Can't believe I actually went through with it. Here are the measurements from my initial check at 6K:
Horizontal
Intake Opener .0015 Intake Closer 0 Exhaust Opener .0015 Exhaust Closer .0005
Vertical
Intake Opener 0 Intake Closer .0015 Exhaust Opener .0015 Exhaust Closer .0005
Some Notes:
As I was checking the vertical exhaust valves I noticed a KTM logo indented on the bottom of the oil cooler! "What the heck" is what I said to myself. Aren't Ducati and KTM competitors? Anyways I sanded the openers and closers. Sanded one of the openers too much so I ordered that one from EMSduc.com.

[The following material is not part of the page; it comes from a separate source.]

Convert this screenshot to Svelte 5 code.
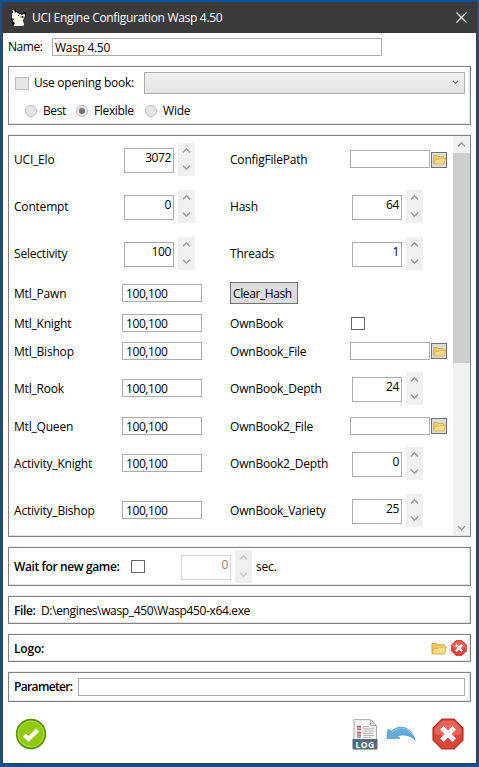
<script>
  const rows = [
    { h: 47, left: ['UCI_Elo', 'spin', '3072'], right: ['ConfigFilePath', 'file'] },
    { h: 47, left: ['Contempt', 'spin', '0'], right: ['Hash', 'spin', '64'] },
    { h: 47, left: ['Selectivity', 'spin', '100'], right: ['Threads', 'spin', '1'] },
    { h: 32, left: ['Mtl_Pawn', 'text', '100,100'], right: ['Clear_Hash', 'button'] },
    { h: 28, left: ['Mtl_Knight', 'text', '100,100'], right: ['OwnBook', 'check'] },
    { h: 28, left: ['Mtl_Bishop', 'text', '100,100'], right: ['OwnBook_File', 'file'] },
    { h: 47, left: ['Mtl_Rook', 'text', '100,100'], right: ['OwnBook_Depth', 'spin', '24'] },
    { h: 28, left: ['Mtl_Queen', 'text', '100,100'], right: ['OwnBook2_File', 'file'] },
    { h: 47, left: ['Activity_Knight', 'text', '100,100'], right: ['OwnBook2_Depth', 'spin', '0'] },
    { h: 47, left: ['Activity_Bishop', 'text', '100,100'], right: ['OwnBook_Variety', 'spin', '25'] }
  ];
</script>

{#snippet folder()}
  <svg class="folder" width="16" height="13" viewBox="0 0 16 13">
    <path d="M1 11.5V1.5h4.5l1 1.3H13v3" fill="#f2cb62" stroke="#d9a440" />
    <path d="M7.5 4h5v2h-5z" fill="#fff3c9" />
    <path d="M1 12 3 6.3h4.3L8.5 5H15.5l-2 7z" fill="#fbdc83" stroke="#dba744" stroke-width=".9" />
  </svg>
{/snippet}

{#snippet stop(size)}
  <svg width={size} height={size} viewBox="0 0 32 32">
    <path d="M10 1.2h12L30.8 10v12L22 30.8H10L1.2 22V10z" fill="#dc4638" stroke="#bd3429" stroke-width="1.6" />
    <path d="M10.6 2.8h10.8l7.8 7.8v5.2c-7 2-19 2-26.4 0v-5.2z" fill="#ed7464" opacity=".65" />
    <path d="m11.500 11.500 9 9m0-9-9 9" stroke="#fff" stroke-width="4.800" stroke-linecap="square" />
  </svg>
{/snippet}

{#snippet spinner(value)}
  <div class="spin">
    <div class="num">{value}</div>
    <div class="arrows">
      <svg width="17" height="33" viewBox="0 0 17 33" fill="none" stroke="#a0a0a0" stroke-width="1.6">
        <path d="m5 9.4 3.5-3.6L12 9.4M5 22.6l3.5 3.6 3.5-3.6" />
      </svg>
    </div>
  </div>
{/snippet}

{#snippet control(kind, value)}
  {#if kind === 'spin'}
    {@render spinner(value)}
  {:else if kind === 'text'}
    <div class="field short">{value}</div>
  {:else if kind === 'file'}
    <div class="field short"></div>
    <div class="browse">{@render folder()}</div>
  {:else if kind === 'check'}
    <div class="check"></div>
  {/if}
{/snippet}

<div class="window">
  <header>
    <svg class="logo" width="16" height="17" viewBox="0 0 16 17">
      <path d="M1 4V2l2-1 1 3 2-1 2 2 3 1 2-1 1 1-1 3-1 2 1 5-1 1H3l1-3-2-2 1-2-2-1z" fill="#fff" />
      <path d="M1 2h1v2H1zm3-2h1v3H4zm2 3h2v1H6zm2 1h2v1H8zm3 0h2v1h-2zm2-1h2v1h-2zm1 1h1v3h-1zM0 8h1v3H0zm1 3h1v1H1zm0 2h2v3H1zm11-2h1v1h-1zM7 6h1v1H7z" fill="#050505" />
      <path d="M9 7h4v2H9z" fill="#b7bd43" /><path d="M11 7h1v2h-1z" fill="#111" />
    </svg>
    <span class="title">UCI Engine Configuration Wasp 4.50</span>
    <svg class="close" width="11" height="11" viewBox="0 0 11 11" stroke="#fff" stroke-width="1.1"><path d="m.5.5 10 10m0-10-10 10" /></svg>
  </header>
  <main>
    <div class="name"><span>Name:</span><div class="field">Wasp 4.50</div></div>

    <section class="book">
      <div class="line">
        <div class="check off"></div>
        <span>Use opening book:</span>
        <div class="combo"><svg width="7" height="5" viewBox="0 0 7 5" fill="none" stroke="#666" stroke-width="1.2"><path d="m1 .8 2.5 2.5L6 .8" /></svg></div>
      </div>
      <div class="radios">
        <label class="best"><i></i>Best</label>
        <label class="flexible"><i class="on"></i>Flexible</label>
        <label class="wide"><i></i>Wide</label>
      </div>
    </section>

    <section class="options">
      <div class="rows">
        {#each rows as row}
          <div class="row" class:tall={row.h === 47} style:height="{row.h}px">
            <span class="lab">{row.left[0]}</span>
            <div class="cell" class:inset={row.left[1] === 'spin'}>{@render control(row.left[1], row.left[2])}</div>
            {#if row.right[1] === 'button'}
              <div class="btn">{row.right[0]}</div>
            {:else}
              <span class="lab">{row.right[0]}</span>
            {/if}
            <div class="cell" class:inset={row.right[1] === 'spin'}>{@render control(row.right[1], row.right[2])}</div>
          </div>
        {/each}
      </div>
      <div class="scroll">
        <svg width="17" height="17" viewBox="0 0 17 17" fill="none" stroke="#999" stroke-width="1.4"><path d="m5 10.5 3.5-3.7 3.5 3.7" /></svg>
        <div class="thumb"></div>
        <svg width="17" height="17" viewBox="0 0 17 17" fill="none" stroke="#999" stroke-width="1.4"><path d="m5 8 3.5 3.7L12 8" /></svg>
      </div>
    </section>

    <section class="wait">
      <b>Wait for new game:</b>
      <div class="check"></div>
      <div class="disabled">{@render spinner('0')}</div>
      <span class="sec">sec.</span>
    </section>

    <section class="file"><b>File:</b><span class="path">D:\engines\wasp_450\Wasp450-x64.exe</span></section>

    <section class="logobar"><b>Logo:</b><div class="tools">{@render folder()}{@render stop(16)}</div></section>

    <section class="param"><b>Parameter:</b><div class="field"></div></section>

    <footer>
      <svg width="32" height="32" viewBox="0 0 32 32">
        <ellipse cx="16" cy="17.5" rx="14.5" ry="14.3" fill="#000" opacity=".16" />
        <circle cx="16" cy="16" r="14.4" fill="#8fca0b" stroke="#569410" stroke-width="1.6" />
        <circle cx="16" cy="16" r="12.9" fill="none" stroke="#b0dd4a" stroke-width="1" />
        <path d="m9.3 17 4.2 4 9.2-9" fill="none" stroke="#fff" stroke-width="4.4" />
      </svg>
      <div class="right">
        <svg class="log" width="26" height="31" viewBox="0 0 26 31">
          <path d="M2 .6h16.500l6 6V21H2z" fill="#f7f7f7" stroke="#aaa" />
          <path d="M18.500.6v6h6z" fill="#ddd" stroke="#aaa" />
          <path d="M5 7.5h4M5 13.5h4" stroke="#e0503e" stroke-width="1.4" />
          <path d="M5 10.5h4M5 16.5h4" stroke="#e66e55" stroke-width="1.4" />
          <path d="M5 9h4M5 15h4M5 18h4" stroke="#4296d5" stroke-width="1.2" />
          <path d="M11 7.5h6m-6 1.8h11m-11 1.8h10m-10 1.8h11m-11 1.8h10m-10 1.8h11m-11 1.8h9" stroke="#b6b6b6" stroke-width=".9" />
          <path d="M.5 20h25v9.500q0 1-1 1h-23q-1 0-1-1z" fill="#576a7d" />
          <text x="13" y="28.7" text-anchor="middle" fill="#fff">LOG</text>
        </svg>
        <svg class="undo" width="30" height="17" viewBox="0 0 30 17">
          <path d="M1 12.500 2 3.200 5.200 5.300C12-1.500 25-.8 29 14.200 24 8.500 16.500 8 10.800 9.900L14 12.200Z" fill="#68abd8" stroke="#4a93c6" stroke-width=".8" stroke-linejoin="round" />
          <path d="M6 6.200C12.500.3 21.500 1 26 8" fill="none" stroke="#91c8e8" stroke-width="1.1" />
        </svg>
        {@render stop(32)}
      </div>
    </footer>
  </main>
</div>

<style>
  :global(body) { background: #fff; }
  .window {
    box-sizing: border-box; width: 479px; height: 767px; background: #fff;
    border: 2px solid #00559b; border-bottom-width: 3px;
    font: 12px/16px "Open Sans", "Noto Sans", sans-serif; color: #000; letter-spacing: -0.2px; white-space: nowrap;
  }
  .window *, .window { box-sizing: border-box; }
  svg { display: block; flex: none; }
  header { height: 31px; background: #3b3b3b; color: #fff; display: flex; align-items: center; padding: 0 10px 0 9px; }
  .logo { margin-top: -1px; }
  .title { margin-left: 5px; letter-spacing: -0.31px; }
  .close { margin-left: auto; }
  main { height: 731px; border: solid #3b3b3b; border-width: 0 1px 1px; padding: 5px 4px 0 5px; display: flex; flex-direction: column; }
  .field { height: 18px; border: 1px solid #abadb3; background: #fff; padding-left: 3px; line-height: 17px; letter-spacing: -0.42px; }
  .name { display: flex; height: 18px; line-height: 17px; }
  .name span { width: 44px; letter-spacing: -0.45px; }
  .name .field { width: 330px; padding-left: 2px; letter-spacing: -0.3px; }
  section { flex: none; width: 463px; border: 1px solid #828282; box-shadow: inset -1px -1px #e3e3e3, 0 -1px #efefef; }
  .check { width: 14px; height: 13px; border: 1px solid #666; background: #fff; flex: none; }
  .check.off { border-color: #bcbcbc; background: #e6e6e6; }
  .book { height: 59px; margin-top: 10px; padding: 5px 5px 0 6px; }
  .line { display: flex; align-items: center; height: 22px; }
  .line span { margin-left: 5px; width: 110px; flex: none; letter-spacing: -0.25px; }
  .combo { flex: 1; height: 22px; border: 1px solid #acacac; background: linear-gradient(#f0f0f0, #e4e4e4); display: flex; justify-content: flex-end; align-items: center; padding-right: 5px; }
  .combo svg { margin-top: -2px; }
  .radios { display: flex; margin: 10px 0 0 10px; height: 16px; line-height: 18px; }
  .radios label { display: flex; align-items: center; height: 14px; }
  .radios i { width: 12px; height: 12px; border: 1px solid #bcbcbc; border-radius: 50%; background: #e6e6e6; margin-right: 6px; display: flex; align-items: center; justify-content: center; }
  .radios .on::after { content: ''; width: 6px; height: 6px; border-radius: 50%; background: #707070; }
  .best { width: 51px; letter-spacing: -0.4px; }
  .flexible { width: 69px; letter-spacing: -0.35px; }
  .options { height: 402px; margin-top: 10px; display: flex; }
  .rows { width: 444px; padding-left: 5px; }
  .row { display: grid; grid-template-columns: 108px 108px 120px 103px; align-items: center; }
  .lab { padding-top: 1px; }
  .cell { display: flex; align-items: center; }
  .cell .check { margin-left: 1px; }
  .inset { padding-left: 2px; }
  .short { width: 80px; flex: none; }
  .tall .short { margin-top: -1px; }
  .spin { display: flex; align-items: center; }
  .num { width: 50px; height: 25px; border: 1px solid #abadb3; text-align: right; padding-right: 2px; line-height: 18px; margin-top: 2px; letter-spacing: -0.4px; }
  .arrows { width: 17px; height: 33px; background: #f0f0f0; margin-left: 4px; }
  .browse { width: 16px; height: 16px; background: #ddd; border: 1px solid #707070; margin-left: 1px; display: flex; align-items: center; justify-content: center; }
  .browse .folder { width: 13px; height: 11px; }
  .btn { width: 68px; height: 22px; border: 1px solid #707070; background: #ddd; padding-left: 2px; line-height: 21px; letter-spacing: -0.4px; }
  .scroll { width: 17px; height: 399px; background: #f0f0f0; display: flex; flex-direction: column; }
  .thumb { height: 210px; background: #cdcdcd; margin-bottom: auto; }
  b { font-weight: 600; letter-spacing: -0.38px; flex: none; }
  .wait { height: 39px; margin-top: 10px; padding-left: 5px; display: flex; align-items: center; }
  .wait b { width: 117px; }
  .disabled { margin-left: 36px; }
  .disabled .num { border-color: #d5d6d9; color: #868686; }
  .disabled svg { opacity: .45; }
  .sec { margin-left: 4px; }
  .file, .logobar { height: 28px; margin-top: 10px; padding-left: 5px; display: flex; align-items: center; }
  .file b { width: 27px; }
  .file b, .path { padding-top: 2px; }
  .path { letter-spacing: -0.36px; }
  .logobar { justify-content: space-between; padding-right: 3px; }
  .logobar b { margin-top: 2px; letter-spacing: -0.2px; }
  .tools { display: flex; align-items: center; gap: 4px; }
  .param { height: 30px; margin-top: 10px; padding: 0 5px; display: flex; align-items: center; }
  .param b { width: 64px; letter-spacing: -0.65px; }
  .param .field { flex: 1; }
  footer { display: flex; justify-content: space-between; align-items: center; height: 34px; margin-top: 15px; padding: 0 8px 0 7px; }
  .right { display: flex; align-items: center; }
  .log text { font: 700 8.5px "Open Sans", sans-serif; letter-spacing: .4px; }
  .undo { margin: 0 16px 0 8px; }
</style>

I kind of regret sanding the shims because its going to make things difficult the next time around if I need to order new shims but I'll deal with that when I get there. I tried using forceps to secure the valves like in the video but that did not work out and I actually took a couple tiny bits off of the edge of one of the valve seals! Then I quickly realized that I was going to have to use the screwdriver in the plug hole method instead. Hopefully the valve seal wont be mad at me! I had a hard time figuring out which side of the half rings is supposed to go up. They are supposed to go in the same way they were before taken out Solution: When viewed from one side the sharp end of the half ring looks more pronounced/sharper/more dagger-like and that is the side that is supposed to go up (I hope). Also for the openers I found that putting them back in and using the feeler gauges was a good way to measure them instead of the caliper. I kind of didn't trust myself with that thing specially for the first shim I sanded, which was the one I sanded too much. It was very labor intensive but even more fun. It took a lot more time than I would have thought it would but I think the results will be worth it and the valves were an awesome sight!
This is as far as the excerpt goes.